▸ **Short task**
Without the pictures, repeat the listing character for character.

▸ **Data supplied**

____

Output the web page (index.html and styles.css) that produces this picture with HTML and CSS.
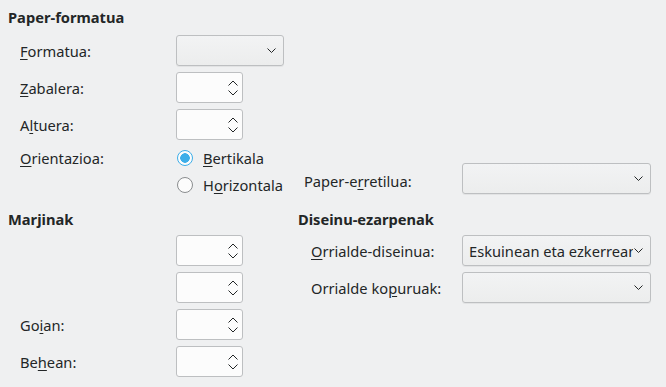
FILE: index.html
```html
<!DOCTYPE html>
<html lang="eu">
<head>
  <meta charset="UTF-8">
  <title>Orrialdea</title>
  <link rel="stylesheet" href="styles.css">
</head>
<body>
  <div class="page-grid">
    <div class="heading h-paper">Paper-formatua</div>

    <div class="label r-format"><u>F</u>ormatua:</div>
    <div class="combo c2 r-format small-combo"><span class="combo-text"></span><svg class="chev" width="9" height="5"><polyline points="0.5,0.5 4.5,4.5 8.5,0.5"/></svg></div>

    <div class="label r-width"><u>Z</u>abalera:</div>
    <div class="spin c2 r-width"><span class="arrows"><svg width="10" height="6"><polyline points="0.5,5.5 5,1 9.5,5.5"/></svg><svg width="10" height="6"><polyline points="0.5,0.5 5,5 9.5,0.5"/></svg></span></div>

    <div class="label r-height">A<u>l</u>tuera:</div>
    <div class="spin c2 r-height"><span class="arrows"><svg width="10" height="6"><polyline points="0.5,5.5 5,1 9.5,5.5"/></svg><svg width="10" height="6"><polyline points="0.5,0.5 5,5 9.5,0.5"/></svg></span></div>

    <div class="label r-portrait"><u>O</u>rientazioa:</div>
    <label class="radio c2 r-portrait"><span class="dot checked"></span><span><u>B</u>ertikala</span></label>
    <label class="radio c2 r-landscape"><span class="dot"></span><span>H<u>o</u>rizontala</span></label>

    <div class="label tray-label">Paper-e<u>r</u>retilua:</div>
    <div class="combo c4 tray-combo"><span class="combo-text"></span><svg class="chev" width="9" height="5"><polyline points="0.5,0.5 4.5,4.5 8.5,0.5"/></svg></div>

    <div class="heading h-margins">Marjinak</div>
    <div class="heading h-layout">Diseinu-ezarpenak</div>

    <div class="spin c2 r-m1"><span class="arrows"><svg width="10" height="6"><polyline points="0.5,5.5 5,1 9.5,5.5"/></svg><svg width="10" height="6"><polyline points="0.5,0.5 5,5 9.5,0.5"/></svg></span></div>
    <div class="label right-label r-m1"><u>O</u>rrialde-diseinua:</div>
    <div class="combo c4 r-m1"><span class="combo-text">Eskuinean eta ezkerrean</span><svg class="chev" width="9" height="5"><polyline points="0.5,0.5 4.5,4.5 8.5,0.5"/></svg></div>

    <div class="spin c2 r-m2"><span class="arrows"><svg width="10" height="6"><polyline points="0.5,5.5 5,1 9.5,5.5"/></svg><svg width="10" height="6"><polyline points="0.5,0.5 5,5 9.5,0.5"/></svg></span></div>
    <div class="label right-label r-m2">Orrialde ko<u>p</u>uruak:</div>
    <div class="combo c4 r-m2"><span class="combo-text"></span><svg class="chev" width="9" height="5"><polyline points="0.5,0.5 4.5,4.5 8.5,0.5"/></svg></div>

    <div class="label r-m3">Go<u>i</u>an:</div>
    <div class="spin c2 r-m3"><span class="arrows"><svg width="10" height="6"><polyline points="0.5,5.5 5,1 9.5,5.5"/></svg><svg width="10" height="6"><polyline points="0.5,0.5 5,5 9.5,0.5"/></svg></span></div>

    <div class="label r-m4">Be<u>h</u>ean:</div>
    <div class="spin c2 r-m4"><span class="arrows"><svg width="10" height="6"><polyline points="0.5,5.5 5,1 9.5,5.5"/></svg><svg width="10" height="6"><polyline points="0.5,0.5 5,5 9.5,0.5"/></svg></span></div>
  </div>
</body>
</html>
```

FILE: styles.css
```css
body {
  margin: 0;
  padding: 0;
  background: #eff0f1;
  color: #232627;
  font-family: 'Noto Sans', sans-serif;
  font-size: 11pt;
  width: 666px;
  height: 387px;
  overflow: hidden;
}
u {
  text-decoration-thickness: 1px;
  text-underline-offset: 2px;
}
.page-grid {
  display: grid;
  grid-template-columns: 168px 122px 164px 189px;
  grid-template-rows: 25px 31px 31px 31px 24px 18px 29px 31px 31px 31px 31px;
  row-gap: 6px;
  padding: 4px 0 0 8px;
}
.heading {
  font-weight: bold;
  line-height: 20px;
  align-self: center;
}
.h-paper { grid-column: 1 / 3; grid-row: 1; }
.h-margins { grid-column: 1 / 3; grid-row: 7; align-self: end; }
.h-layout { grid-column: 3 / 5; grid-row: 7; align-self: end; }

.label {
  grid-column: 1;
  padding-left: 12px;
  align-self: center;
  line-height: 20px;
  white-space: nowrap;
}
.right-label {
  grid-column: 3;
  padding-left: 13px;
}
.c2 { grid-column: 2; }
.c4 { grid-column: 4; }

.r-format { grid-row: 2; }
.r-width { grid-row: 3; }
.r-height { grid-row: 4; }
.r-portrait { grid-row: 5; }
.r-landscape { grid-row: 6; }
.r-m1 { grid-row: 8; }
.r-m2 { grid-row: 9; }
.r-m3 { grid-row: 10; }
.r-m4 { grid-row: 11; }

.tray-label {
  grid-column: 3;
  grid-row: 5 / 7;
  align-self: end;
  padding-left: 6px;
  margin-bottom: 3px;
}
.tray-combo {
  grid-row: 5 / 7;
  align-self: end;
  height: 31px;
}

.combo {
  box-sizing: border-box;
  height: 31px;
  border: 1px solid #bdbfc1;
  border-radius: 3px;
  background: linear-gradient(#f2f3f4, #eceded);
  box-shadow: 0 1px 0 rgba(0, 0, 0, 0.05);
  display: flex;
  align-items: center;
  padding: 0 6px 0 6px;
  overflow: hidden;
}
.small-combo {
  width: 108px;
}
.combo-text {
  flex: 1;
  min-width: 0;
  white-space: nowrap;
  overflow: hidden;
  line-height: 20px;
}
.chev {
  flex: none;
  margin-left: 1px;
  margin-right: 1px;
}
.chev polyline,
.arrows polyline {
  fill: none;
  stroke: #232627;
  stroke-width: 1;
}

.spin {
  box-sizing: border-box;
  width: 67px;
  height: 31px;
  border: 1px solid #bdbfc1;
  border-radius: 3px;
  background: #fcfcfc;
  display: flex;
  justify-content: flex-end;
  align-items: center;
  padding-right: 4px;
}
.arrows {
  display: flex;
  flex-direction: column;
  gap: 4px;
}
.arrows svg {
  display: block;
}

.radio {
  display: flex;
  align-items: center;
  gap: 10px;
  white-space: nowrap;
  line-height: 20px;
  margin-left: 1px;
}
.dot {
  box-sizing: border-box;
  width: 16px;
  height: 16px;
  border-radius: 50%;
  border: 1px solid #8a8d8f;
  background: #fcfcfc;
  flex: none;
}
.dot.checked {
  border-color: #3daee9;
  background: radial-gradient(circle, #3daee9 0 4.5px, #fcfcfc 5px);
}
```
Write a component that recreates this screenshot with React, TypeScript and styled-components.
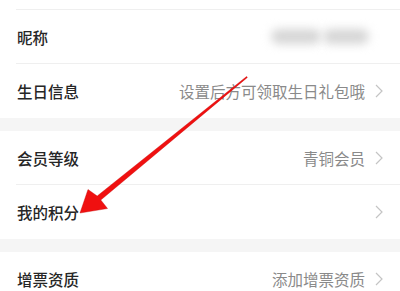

____

▸ **The answer**
Output the web page (index.html and styles.css) that produces this picture with HTML and CSS.
FILE: index.html
```html
<!DOCTYPE html>
<html lang="eu">
<head>
  <meta charset="UTF-8">
  <title>Orrialdea</title>
  <link rel="stylesheet" href="styles.css">
</head>
<body>
  <div class="page-grid">
    <div class="heading h-paper">Paper-formatua</div>

    <div class="label r-format"><u>F</u>ormatua:</div>
    <div class="combo c2 r-format small-combo"><span class="combo-text"></span><svg class="chev" width="9" height="5"><polyline points="0.5,0.5 4.5,4.5 8.5,0.5"/></svg></div>

    <div class="label r-width"><u>Z</u>abalera:</div>
    <div class="spin c2 r-width"><span class="arrows"><svg width="10" height="6"><polyline points="0.5,5.5 5,1 9.5,5.5"/></svg><svg width="10" height="6"><polyline points="0.5,0.5 5,5 9.5,0.5"/></svg></span></div>

    <div class="label r-height">A<u>l</u>tuera:</div>
    <div class="spin c2 r-height"><span class="arrows"><svg width="10" height="6"><polyline points="0.5,5.5 5,1 9.5,5.5"/></svg><svg width="10" height="6"><polyline points="0.5,0.5 5,5 9.5,0.5"/></svg></span></div>

    <div class="label r-portrait"><u>O</u>rientazioa:</div>
    <label class="radio c2 r-portrait"><span class="dot checked"></span><span><u>B</u>ertikala</span></label>
    <label class="radio c2 r-landscape"><span class="dot"></span><span>H<u>o</u>rizontala</span></label>

    <div class="label tray-label">Paper-e<u>r</u>retilua:</div>
    <div class="combo c4 tray-combo"><span class="combo-text"></span><svg class="chev" width="9" height="5"><polyline points="0.5,0.5 4.5,4.5 8.5,0.5"/></svg></div>

    <div class="heading h-margins">Marjinak</div>
    <div class="heading h-layout">Diseinu-ezarpenak</div>

    <div class="spin c2 r-m1"><span class="arrows"><svg width="10" height="6"><polyline points="0.5,5.5 5,1 9.5,5.5"/></svg><svg width="10" height="6"><polyline points="0.5,0.5 5,5 9.5,0.5"/></svg></span></div>
    <div class="label right-label r-m1"><u>O</u>rrialde-diseinua:</div>
    <div class="combo c4 r-m1"><span class="combo-text">Eskuinean eta ezkerrean</span><svg class="chev" width="9" height="5"><polyline points="0.5,0.5 4.5,4.5 8.5,0.5"/></svg></div>

    <div class="spin c2 r-m2"><span class="arrows"><svg width="10" height="6"><polyline points="0.5,5.5 5,1 9.5,5.5"/></svg><svg width="10" height="6"><polyline points="0.5,0.5 5,5 9.5,0.5"/></svg></span></div>
    <div class="label right-label r-m2">Orrialde ko<u>p</u>uruak:</div>
    <div class="combo c4 r-m2"><span class="combo-text"></span><svg class="chev" width="9" height="5"><polyline points="0.5,0.5 4.5,4.5 8.5,0.5"/></svg></div>

    <div class="label r-m3">Go<u>i</u>an:</div>
    <div class="spin c2 r-m3"><span class="arrows"><svg width="10" height="6"><polyline points="0.5,5.5 5,1 9.5,5.5"/></svg><svg width="10" height="6"><polyline points="0.5,0.5 5,5 9.5,0.5"/></svg></span></div>

    <div class="label r-m4">Be<u>h</u>ean:</div>
    <div class="spin c2 r-m4"><span class="arrows"><svg width="10" height="6"><polyline points="0.5,5.5 5,1 9.5,5.5"/></svg><svg width="10" height="6"><polyline points="0.5,0.5 5,5 9.5,0.5"/></svg></span></div>
  </div>
</body>
</html>
```

FILE: styles.css
```css
body {
  margin: 0;
  padding: 0;
  background: #eff0f1;
  color: #232627;
  font-family: 'Noto Sans', sans-serif;
  font-size: 11pt;
  width: 666px;
  height: 387px;
  overflow: hidden;
}
u {
  text-decoration-thickness: 1px;
  text-underline-offset: 2px;
}
.page-grid {
  display: grid;
  grid-template-columns: 168px 122px 164px 189px;
  grid-template-rows: 25px 31px 31px 31px 24px 18px 29px 31px 31px 31px 31px;
  row-gap: 6px;
  padding: 4px 0 0 8px;
}
.heading {
  font-weight: bold;
  line-height: 20px;
  align-self: center;
}
.h-paper { grid-column: 1 / 3; grid-row: 1; }
.h-margins { grid-column: 1 / 3; grid-row: 7; align-self: end; }
.h-layout { grid-column: 3 / 5; grid-row: 7; align-self: end; }

.label {
  grid-column: 1;
  padding-left: 12px;
  align-self: center;
  line-height: 20px;
  white-space: nowrap;
}
.right-label {
  grid-column: 3;
  padding-left: 13px;
}
.c2 { grid-column: 2; }
.c4 { grid-column: 4; }

.r-format { grid-row: 2; }
.r-width { grid-row: 3; }
.r-height { grid-row: 4; }
.r-portrait { grid-row: 5; }
.r-landscape { grid-row: 6; }
.r-m1 { grid-row: 8; }
.r-m2 { grid-row: 9; }
.r-m3 { grid-row: 10; }
.r-m4 { grid-row: 11; }

.tray-label {
  grid-column: 3;
  grid-row: 5 / 7;
  align-self: end;
  padding-left: 6px;
  margin-bottom: 3px;
}
.tray-combo {
  grid-row: 5 / 7;
  align-self: end;
  height: 31px;
}

.combo {
  box-sizing: border-box;
  height: 31px;
  border: 1px solid #bdbfc1;
  border-radius: 3px;
  background: linear-gradient(#f2f3f4, #eceded);
  box-shadow: 0 1px 0 rgba(0, 0, 0, 0.05);
  display: flex;
  align-items: center;
  padding: 0 6px 0 6px;
  overflow: hidden;
}
.small-combo {
  width: 108px;
}
.combo-text {
  flex: 1;
  min-width: 0;
  white-space: nowrap;
  overflow: hidden;
  line-height: 20px;
}
.chev {
  flex: none;
  margin-left: 1px;
  margin-right: 1px;
}
.chev polyline,
.arrows polyline {
  fill: none;
  stroke: #232627;
  stroke-width: 1;
}

.spin {
  box-sizing: border-box;
  width: 67px;
  height: 31px;
  border: 1px solid #bdbfc1;
  border-radius: 3px;
  background: #fcfcfc;
  display: flex;
  justify-content: flex-end;
  align-items: center;
  padding-right: 4px;
}
.arrows {
  display: flex;
  flex-direction: column;
  gap: 4px;
}
.arrows svg {
  display: block;
}

.radio {
  display: flex;
  align-items: center;
  gap: 10px;
  white-space: nowrap;
  line-height: 20px;
  margin-left: 1px;
}
.dot {
  box-sizing: border-box;
  width: 16px;
  height: 16px;
  border-radius: 50%;
  border: 1px solid #8a8d8f;
  background: #fcfcfc;
  flex: none;
}
.dot.checked {
  border-color: #3daee9;
  background: radial-gradient(circle, #3daee9 0 4.5px, #fcfcfc 5px);
}
```
Write a component that recreates this screenshot with React, TypeScript and styled-components.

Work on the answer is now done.